The generated and engine scopes are correlated depth-first, because in some
cases the scope data from the engine will be deeper that the data from the
parsed code, meaning there are additional unknown parent scopes. This can
happen, for instance, if the executing code is running inside of an `eval`
since the parser only knows about the scopes inside of `eval`, and cannot
know what context it is executed inside of.
### 3. Original Binding -> Generated Binding Correlation
Now that we can get the value of a generated location, we need to decide which
generated location correlates with which original location. For each of
the original bindings in each original scope, we iterate through the
individual references to the binding in the file and:
1. Use the sourcemap to convert the original location into a range on the
generated code.
2. Filter the available bindings in the generated file down to those that
overlap with this generated range.
3. Perform heuristics to decide if any of the bindings in the range appear
to be a valid and safe mapping.
These steps allow us to build a datastructure that describes the scope
as it is declared in the original file, while rendering the value using the
`grip` objects, as returned from the engine itself.

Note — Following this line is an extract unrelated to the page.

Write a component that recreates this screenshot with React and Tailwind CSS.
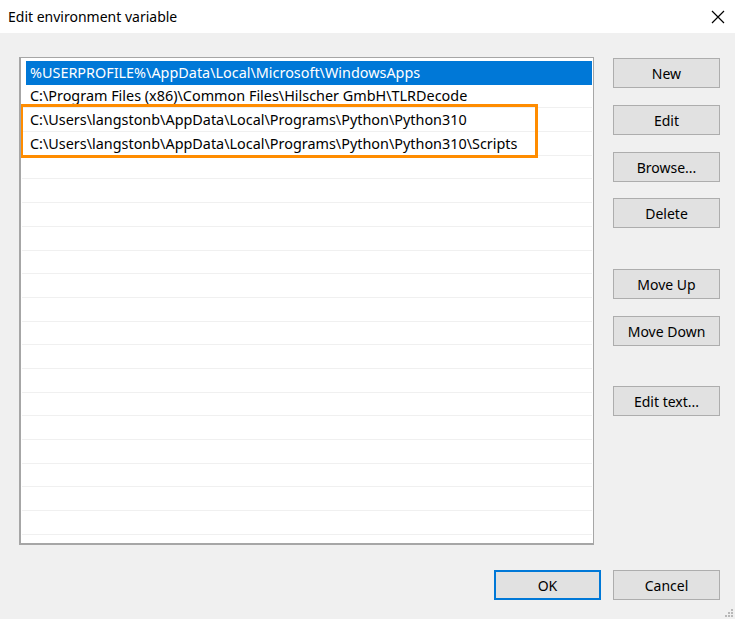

There is additional complexity here in the exact details of the heuristics
mentioned above. See the later Heuristics sections diving into these details.
During this phase, one additional task is performed, which is the construction
of expressions that relate back to the original binding. After matching each
binding in a range, we know the name of the binding in the original scope,
and we _also_ know the name of the generated binding, or more generally the
expression to evaluate in order to get the value of the original binding.
These expression values are important for ensuring that the developer console
is able to allow users to interact with the original code. If a user types
a variable into the console, it can be translated into the expression
correlated with that original variable, allowing the code to behave as it
would have, were it actually part of the original file.
### 4. Generate a Scope Tree
The structure generated in step 3 is converted into a structure compatible
with the standard scope data returned from the engine itself in order to allow
for consistent usage of scope data, irrespective of the scope data source.
This stage also re-attaches the global scope data, which is otherwise ignored
during the correlation process.
### 5. Validation
As a simple form of validation, we ensure that a large percentage of bindings
were actually resolved to a `grip` object. This offers some amount of
protection, if the sourcemap itself turned out to be somewhat low-quality.
This happens often with tooling that generates maps that simply map an original
line to a generated line. While line-to-line mappings still enable step
debugging, they do not provide enough information for original-scope mapping.
On the other hand, generally line-to-line mappings are usually generated by
tooling that performs minimal transformations on their own, so it is often
acceptable to fall back to the engine-only generated-file scope data in this
case.
## Range Mapping Heuristics
Since we know lots of information about the original bindings when performing
matches, it is possible to make educated guesses about how their generated
code will have likely been transformed. This allows us to perform more
aggressive matching logic what would normally be too false-positive-heavy
for generic use, when it is deemed safe enough.
### Standard Matching
In the general case, we iterate through the bindings that were found in the
generated range, and consider it a match if the binding overlaps with the
start of the range. One extra case here is that ranges at the start of
a line often point to the first binding in a range and do not overlap the
first binding, so there is special-casing for the first binding in each range.
### ES6 Import Reference Special Case
References to ES6 imports are often transformed into property accesses on objects
in order to emulate the "live-binding" behavior defined by ES6. The standard
logic here would end up always resolving the imported value to be the import
namespace object itself, rather than reading the value of the property.
To support this, specifically for ES6 imports, we walk outward from the matched
binding itself, taking property accesses into account, as long as the
property access itself is also within the mapped range.
While decently effective, there are currently two downsides to this approach:
* The "live" behavior of imports is often implemented using accessor
properties, which as of the time of this writing, cannot be evaluated to
retrieve their real value.
* The "live" behavior of imports is sometimes implemented with function calls,
which also also cannot be evaluated, causing their value to be
unknown.
### ES6 Import Declaration Special Case
If there are no references to an imported value, or matching based on the
reference failed, we fall back to a second case.
ES6 import declarations themselves often map back to the location of the
declaration of the imported module's namespace object. By getting the range for
the import declaration itself, we can infer which generated binding is the
namespace object. Alongside that, we already know the name of the property on
the namespace itself because it is statically knowable by analyzing the
import declaration.
By combining both of those pieces of information, we can access the namespace's
property to get the imported value.
### Typescript Classes
Typescript have several non-ideal ways in which they output source maps, most
of which center around classes that are either exported, or decorated. These
issues are currently tracked in [Typescript issue #22833][1].
To work around this issue, we use a method similar to the import declaration
case above. While the class name itself often maps to unhelpful locations,
the class declaration itself generally maps to the class's transformed binding,
so we make use of the class declaration location instead of the location of
the class's declared name in these cases.